I, too, welcome the existence of a company trying to compete based on preserving privacy and users' freedoms rather than invading it and spying on everything.

Personally, I would consider having hardware switches to disable external sensors and wireless communications channels in a laptop to be a significant factor in a purchasing decision. Other things being equal, I would opt for such features, and I would be willing to pay a bit extra to have them.

Unfortunately, it appears that other things are not equal. Unless I'm missing something, these systems seem to be relatively expensive for the rest of their spec.

More significantly, there is only so much you can do with hardware alone. For now, we also have the usual problem with installing an entirely free/open source software base, which is that much of the software that is useful for getting real work done is not from the FOSS world and the closest FOSS equivalents are not competitive if they exist at all. Being on-line is essential for a lot of activities, but as soon as you're on-line there is still a problem if you don't trust at least the OS and networking software as well as the hardware, and in a Windows 10 world that surely won't be true for many who would be interested in this kind of hardware in the first place.

Still, this seems like a step in a healthy direction, and for that alone I wish them success.


Testing it in the marketplace and tying the financial incentives to good ethics are both good decisions. They're really putting their work and money where their mouth is. I challenge others to do the same in terms of hardware purchases.


My favorite part is that they're going to support Qubes OS [1].

That's why I'm hoping their next Skylake generation will come with an option for a 6820HQ or 6920HQ CPU [2] (4 cores/8 threads/8MB L3 cache), as well as options for 16 and 32GB of DDR4 RAM (but I assume they'll have that covered) and at least a relatively fast NVMe 256GB SSD drive just so I can run Qubes at maximum performance. Fingerprint authentication (along with software support for two-factor auth at login) would be nice as well.

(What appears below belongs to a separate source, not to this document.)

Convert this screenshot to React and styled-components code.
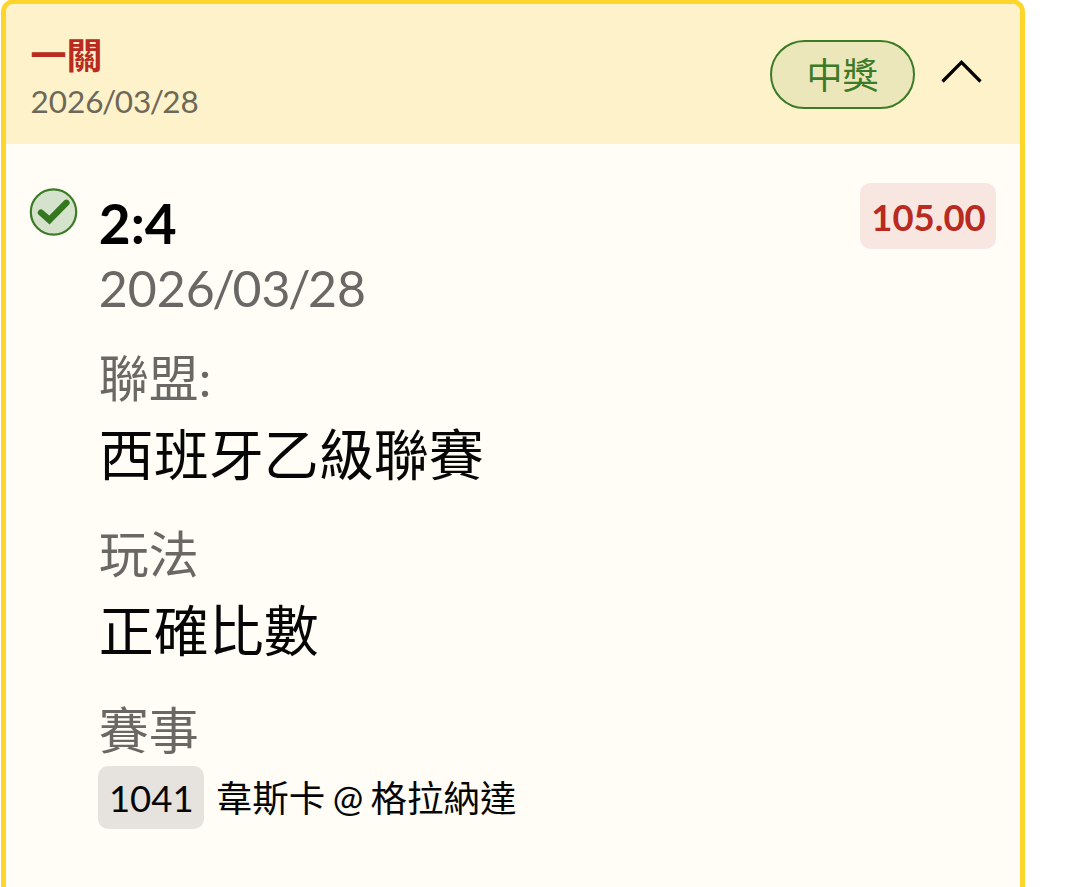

I do think they need to drive their prices down in the future, though ($2,000 for a "private laptop"). Privacy and security shouldn't be just for the rich. Their laptops feel like they are at least 50% more expensive than what they should be. I imagine this will get better with scale. Their laptops also don't have to be "Macbook Pro quality". I think some compromises there in thinness and build quality can be reasonable, if it means dropping the price by $300 or so.